The sports broadcasting viewing experience has essentially remained unchanged for decades. A camera position on the side of the playing field which pans according to where the focus of the game is at that moment. However, with current technology and computer vision, we can overhaul this viewing experience from a purely 2D perspective and closer to a 3D experience which includes the side and top view. We do this by creating a dictionary of corresponding edge maps which have been obtained by transforming the side view to the top view with homography matrices. When a new image is obtained, we transform into an edge map using Pix2Pix and then retrieve the closest matching edge map(and its corresponding homography) from the dictionary. We obtain a mean IoU score of 0.833 on the test dataset. We also obtain fairly good results on broadcasting identified players into the top view.
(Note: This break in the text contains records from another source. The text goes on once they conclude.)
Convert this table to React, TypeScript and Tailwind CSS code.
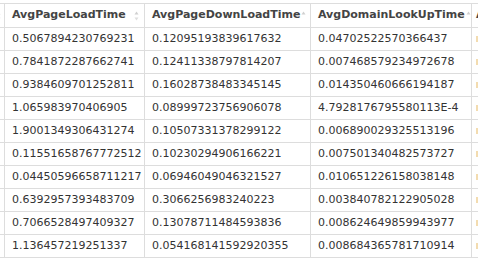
import React from 'react';

const rows: [string, string, string][] = [
  ['0.5067894230769231', '0.12095193839617632', '0.04702522570366437'],
  ['0.7841872287662741', '0.12411338797814207', '0.007468579234972678'],
  ['0.9384609701252811', '0.16028738483345145', '0.014350460666194187'],
  ['1.065983970406905', '0.08999723756906078', '4.7928176795580113E-4'],
  ['1.9001349306431274', '0.10507331378299122', '0.006890029325513196'],
  ['0.11551658767772512', '0.10230294906166221', '0.007501340482573727'],
  ['0.04450596658711217', '0.06946049046321527', '0.010651226158038148'],
  ['0.6392957393483709', '0.3066256983240223', '0.003840782122905028'],
  ['0.7066528497409327', '0.13078711484593836', '0.008624649859943977'],
  ['1.136457219251337', '0.054168141592920355', '0.008684365781710914'],
];

const widths = ['w-[140px]', 'w-[166px]', 'w-[161px]'];
const headers = ['AvgPageLoadTime', 'AvgPageDownLoadTime', 'AvgDomainLookUpTime'];

function SortIcon({ both }: { both?: boolean }) {
  return (
    <svg width="7" height="12" viewBox="0 0 7 12" className="shrink-0">
      <path d="M3.5 1.5 L5.5 4.5 H1.5 Z" fill="#d0d0d0" />
      {both && <path d="M3.5 10.5 L5.5 7.5 H1.5 Z" fill="#dedede" />}
    </svg>
  );
}

export default function App() {
  return (
    <div className="w-[478px] h-[260px] overflow-hidden bg-white pt-[3px] font-['DejaVu_Sans',sans-serif] text-[11px]">
      <div className="flex h-[25px] border-y border-[#dddddd] text-[#444444] font-bold">
        <div className="w-[5px] shrink-0 border-r border-[#dddddd] flex items-center overflow-hidden">
          <div className="-ml-[5px]"><SortIcon both /></div>
        </div>
        {headers.map((h, i) => (
          <div key={h} className={`${widths[i]} shrink-0 border-r border-[#dddddd] flex items-center justify-between pl-[7px] pr-[4px]`}>
            <span>{h}</span>
            <SortIcon both={i === 0} />
          </div>
        ))}
        <div className="flex-1 flex items-center overflow-hidden pl-[4px] text-[#444444]">A</div>
      </div>
      {rows.map((r, ri) => (
        <div key={ri} className="flex h-[23px] border-b border-[#dddddd] text-[#333333]">
          <div className="w-[5px] shrink-0 border-r border-[#dddddd]" />
          {r.map((c, ci) => (
            <div key={ci} className={`${widths[ci]} shrink-0 border-r border-[#dddddd] flex items-center pl-[7px] overflow-hidden whitespace-nowrap`}>
              {c}
            </div>
          ))}
          <div className="flex-1 flex items-center overflow-hidden pl-[4px]">
            <span className="block w-[2px] h-[6px] bg-[#f3dcb0]" />
          </div>
        </div>
      ))}
    </div>
  );
}
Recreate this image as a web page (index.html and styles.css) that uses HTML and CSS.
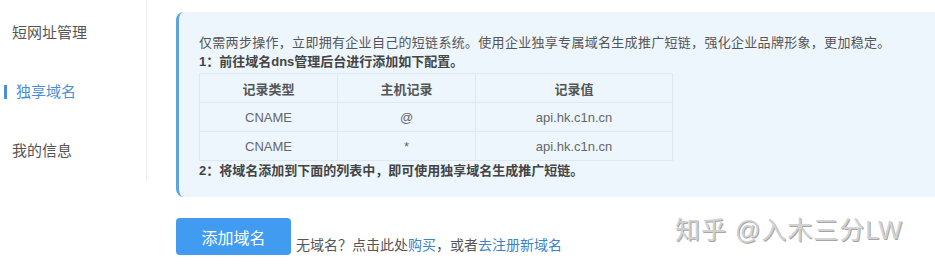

Tactics and strategies for sports are largely depicted on the top-view of game field. For a lot of sport analytics to happen, we need to convert the camera view broadcast stream to a top view that helps understand player movements in-game. This is typically achieved with an expensive multi-camera set up around the field. The views from these cameras are then annotated by hand and converted into a top view. This limits the use to only those that can happen after a match has been broadcast. However, if this process is automated, it would open up multiple avenues of analytics and sports viewing that can occur concurrently with the match that is currently being broadcasted. We use Computer Vision techniques to solve this problem in a semi-supervised manner. We test our method specifically for soccer data but it can be adapted to similar sports like basketball and hockey. We generate homographies between images from particular camera views to the corresponding location in the top view field (which will be in the form of an edge map representing a football field) and create a large database of such edge maps along with homography matrices using camera perturbations. During test time, we use a pix2pix deep network trained on our database obtained in this way to obtain corresponding edge map. This is queried through the database to get a homography matrix which obtains a top view of that test image. Furthermore, we identify the player in each camera view by subtracting green field and doing template matching on the contours present in the image. The identified players can then be broadcast into the top view and appear as points which can be tracked. In this way, we can obtain relevant statistics from just the broadcast video stream of the match via an efficient solution that does not require any expensive camera setup.
Camera View to Top View
The dataset we are using is the World Cup dataset collected by http://www.cs.toronto.edu/~namdar/pdfs/sports_cvpr_2017.pdf. The dataset consists of frames of 20 different soccer matches played during the 2014 World Cup. The 210 frames in the training dataset and 200 frames in the test dataset, each having a homography matrix, is used to map the camera view into the top view. We create an edge map of a top view as a reference image for the homography transformation.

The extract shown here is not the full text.